Information provided:
## Start
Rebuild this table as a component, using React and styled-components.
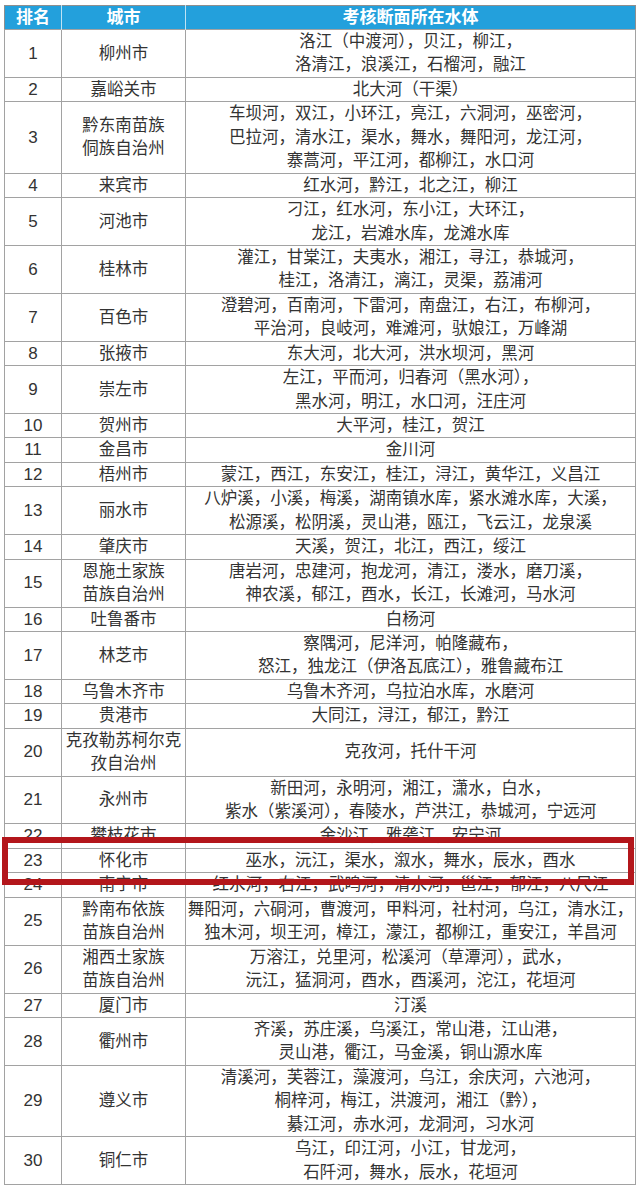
import React from "react";
import styled, { createGlobalStyle } from "styled-components";

const GlobalStyle = createGlobalStyle`
  html, body {
    margin: 0;
    padding: 0;
    background: #ffffff;
  }
  body {
    font-family: "Liberation Sans", "Noto Sans CJK SC", sans-serif;
    color: #333333;
  }
`;

const Page = styled.div`
  position: relative;
  width: 640px;
  padding: 5px 0 14px 4px;
  box-sizing: border-box;
`;

const Table = styled.table`
  width: 631px;
  border-collapse: collapse;
  table-layout: fixed;
  border: 1px solid #8e8e8e;
`;

const HeadCell = styled.th`
  background: #23a0dc;
  color: #ffffff;
  font-size: 17px;
  font-weight: bold;
  line-height: 23px;
  padding: 0;
  text-align: center;
  border-left: 1px solid #bfe3f4;
  &:first-child {
    border-left: none;
  }
`;

const Cell = styled.td`
  font-size: ${(p) => (p.$rank ? "17px" : "16.5px")};
  line-height: 23.44px;
  padding: 0;
  text-align: center;
  vertical-align: middle;
  white-space: nowrap;
  border: 1px solid #a2a2a2;
  color: #333333;
`;

const Line = styled.span`
  display: block;
`;

// red frame drawn over row 23
const Highlight = styled.div`
  position: absolute;
  left: 2px;
  top: 837px;
  width: 632px;
  height: 48px;
  box-sizing: border-box;
  border: 6px solid #b3161b;
  pointer-events: none;
`;

const rows = [
  ["柳州市", ["洛江（中渡河），贝江，柳江，", "洛清江，浪溪江，石榴河，融江"]],
  ["嘉峪关市", ["北大河（干渠）"]],
  ["黔东南苗族|侗族自治州", ["车坝河，双江，小环江，亮江，六洞河，巫密河，", "巴拉河，清水江，渠水，舞水，舞阳河，龙江河，", "寨蒿河，平江河，都柳江，水口河"]],
  ["来宾市", ["红水河，黔江，北之江，柳江"]],
  ["河池市", ["刁江，红水河，东小江，大环江，", "龙江，岩滩水库，龙滩水库"]],
  ["桂林市", ["灌江，甘棠江，夫夷水，湘江，寻江，恭城河，", "桂江，洛清江，漓江，灵渠，荔浦河"]],
  ["百色市", ["澄碧河，百南河，下雷河，南盘江，右江，布柳河，", "平治河，良岐河，难滩河，驮娘江，万峰湖"]],
  ["张掖市", ["东大河，北大河，洪水坝河，黑河"]],
  ["崇左市", ["左江，平而河，归春河（黑水河），", "黑水河，明江，水口河，汪庄河"]],
  ["贺州市", ["大平河，桂江，贺江"]],
  ["金昌市", ["金川河"]],
  ["梧州市", ["蒙江，西江，东安江，桂江，浔江，黄华江，义昌江"]],
  ["丽水市", ["八炉溪，小溪，梅溪，湖南镇水库，紧水滩水库，大溪，", "松源溪，松阴溪，灵山港，瓯江，飞云江，龙泉溪"]],
  ["肇庆市", ["天溪，贺江，北江，西江，绥江"]],
  ["恩施土家族|苗族自治州", ["唐岩河，忠建河，抱龙河，清江，溇水，磨刀溪，", "神农溪，郁江，酉水，长江，长滩河，马水河"]],
  ["吐鲁番市", ["白杨河"]],
  ["林芝市", ["察隅河，尼洋河，帕隆藏布，", "怒江，独龙江（伊洛瓦底江），雅鲁藏布江"]],
  ["乌鲁木齐市", ["乌鲁木齐河，乌拉泊水库，水磨河"]],
  ["贵港市", ["大同江，浔江，郁江，黔江"]],
  ["克孜勒苏柯尔克|孜自治州", ["克孜河，托什干河"]],
  ["永州市", ["新田河，永明河，湘江，潇水，白水，", "紫水（紫溪河），春陵水，芦洪江，恭城河，宁远河"]],
  ["攀枝花市", ["金沙江，雅砻江，安宁河"]],
  ["怀化市", ["巫水，沅江，渠水，溆水，舞水，辰水，酉水"]],
  ["南宁市", ["红水河，右江，武鸣河，清水河，邕江，郁江，八尺江"]],
  ["黔南布依族|苗族自治州", ["舞阳河，六硐河，曹渡河，甲料河，社村河，乌江，清水江，", "独木河，坝王河，樟江，濛江，都柳江，重安江，羊昌河"]],
  ["湘西土家族|苗族自治州", ["万溶江，兑里河，松溪河（草潭河），武水，", "沅江，猛洞河，酉水，酉溪河，沱江，花垣河"]],
  ["厦门市", ["汀溪"]],
  ["衢州市", ["齐溪，苏庄溪，乌溪江，常山港，江山港，", "灵山港，衢江，马金溪，铜山源水库"]],
  ["遵义市", ["清溪河，芙蓉江，藻渡河，乌江，余庆河，六池河，", "桐梓河，梅江，洪渡河，湘江（黔），", "綦江河，赤水河，龙洞河，习水河"]],
  ["铜仁市", ["乌江，印江河，小江，甘龙河，", "石阡河，舞水，辰水，花垣河"]],
];

const App = () => {
  return (
    <>
      <GlobalStyle />
      <Page>
        <Table>
          <colgroup>
            <col style={{ width: 57 }} />
            <col style={{ width: 124 }} />
            <col style={{ width: 450 }} />
          </colgroup>
          <thead>
            <tr>
              <HeadCell>排名</HeadCell>
              <HeadCell>城市</HeadCell>
              <HeadCell>考核断面所在水体</HeadCell>
            </tr>
          </thead>
          <tbody>
            {rows.map(([city, waters], i) => (
              <tr key={i}>
                <Cell $rank>{i + 1}</Cell>
                <Cell>
                  {city.split("|").map((part) => (
                    <Line key={part}>{part}</Line>
                  ))}
                </Cell>
                <Cell>
                  {waters.map((w) => (
                    <Line key={w}>{w}</Line>
                  ))}
                </Cell>
              </tr>
            ))}
          </tbody>
        </Table>
        <Highlight />
      </Page>
    </>
  );
};

export default App;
## End
Given problem:
Reproduce every line of the listing above in which the string "styled" appears.

Task solution:
Rebuild this table as a component, using React and styled-components.
import styled, { createGlobalStyle } from "styled-components";
const Page = styled.div`
const Table = styled.table`
const HeadCell = styled.th`
const Cell = styled.td`
const Line = styled.span`
const Highlight = styled.div`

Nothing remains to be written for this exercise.